Sholem Aleichem’s work is the heart and soul of Yiddish literature. To most he is the genius behind Fiddler on the Roof. He is a great writer, his stories, mostly about Eastern European Jews are wise, delightful, often hilarious and very wise. Mark Twain on meeting Aleichem told him people often call him “The American Sholem Aleichem”
“Happy New Year” is set on a Russian train, as are numerous of his stories. Many of the stories are structured as one person telling others on the train a story, maybe a bit apocryphal but anchored in real life events. Jews could talk freely as the Goyim on the train could not understand Yiddish.
Our narrator is repeating a story his grandfather told. It seems a New Czarist official had taken over the area in which the family lived. To everyone’s shock, he won’t take a bribe! Unheard of, even “The Big Man”, the Tsar takes bribes, it is how things are done. His grandfather went to a highly regarded Rabbi for advise. I don’t want to spoil the delightful plot but the grandfather ends up smoking a cigar and having tea with the Tsar and a new bribery friendly official is soon put in place.

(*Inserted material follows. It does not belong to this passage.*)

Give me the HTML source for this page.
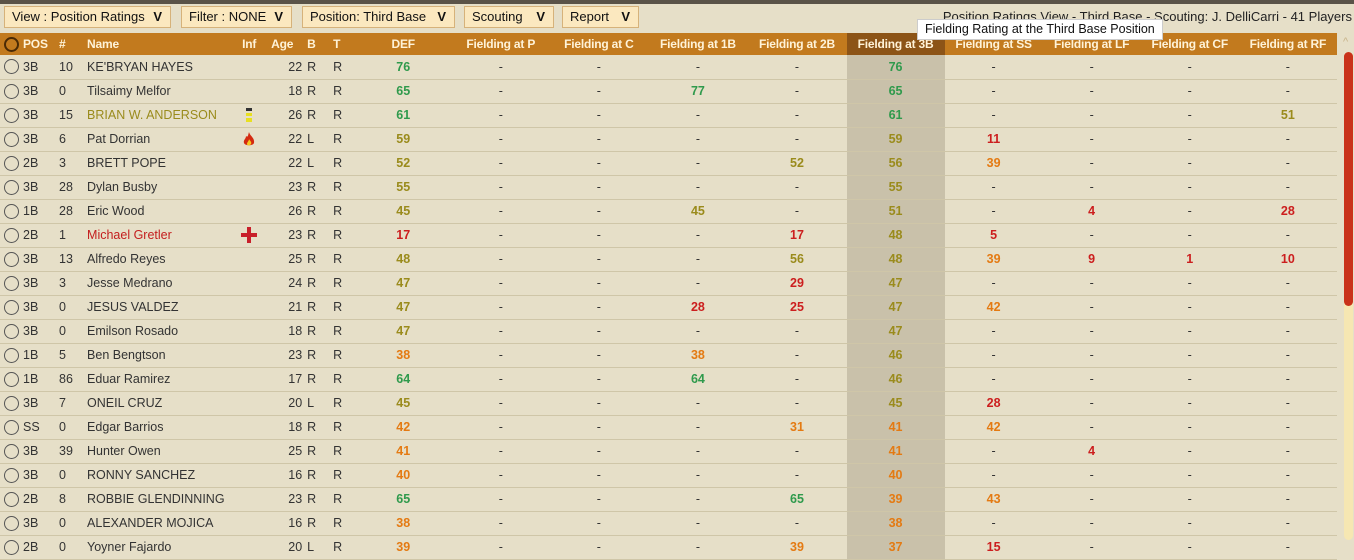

Sholem Aleichem, the pseudonym of a Russified Jewish intellectual named Solomon Rabinovitz (1859–1916), created many of the most enduring works of modern Yiddish fiction. Born in Pereyaslav, Ukraine, he received a traditional education and lived in Kiev and Odessa before immigrating to New York City. Upon his death in 1916, the New York Times published a front-page obituary, memorializing him as “the Jewish Mark Twain.” More than 100,000 people attended his funeral procession, making it the largest New York City had ever seen. His humorous representations of the rhythms of Yiddish-speaking Eastern European Jewish life have had a lasting influence on modern Jewish literary traditions.
Curt Leviant is the translator of Sholem Aleichem, Chaim Grade, I. B. Singer, and Avrom Reisen, and the author of ten critically acclaimed works of fiction, the most recent of which are King of Yiddish and Kafka’s Son. His novels have been translated into seven European languages and into Hebrew and Turkish. But not yet into Yiddish.
I read this in the 2018 Pakn Treger Translation Issue, published by the Yiddish Book Center.
I really enjoyed this story and I thank Curt Leviant for this elegant translation.
Mel u
4 comments:
Mel, thanks for this intro to Sholem Aleichem. I will plan to read some of his classic short stories.
I like stories like this set on trains, and especially the idea that the characters in this story can speak freely, so there's a sense of freedom in the travelling and in the conversations. I feel like there are quite a few characters in Mavis Gallant and Alice Munro that take the train too.
Suko, I hope you get to read a few of his stories. He is very talented and versitle.
Buried in Print. Katherine Mansfield also set some of her stories on trains.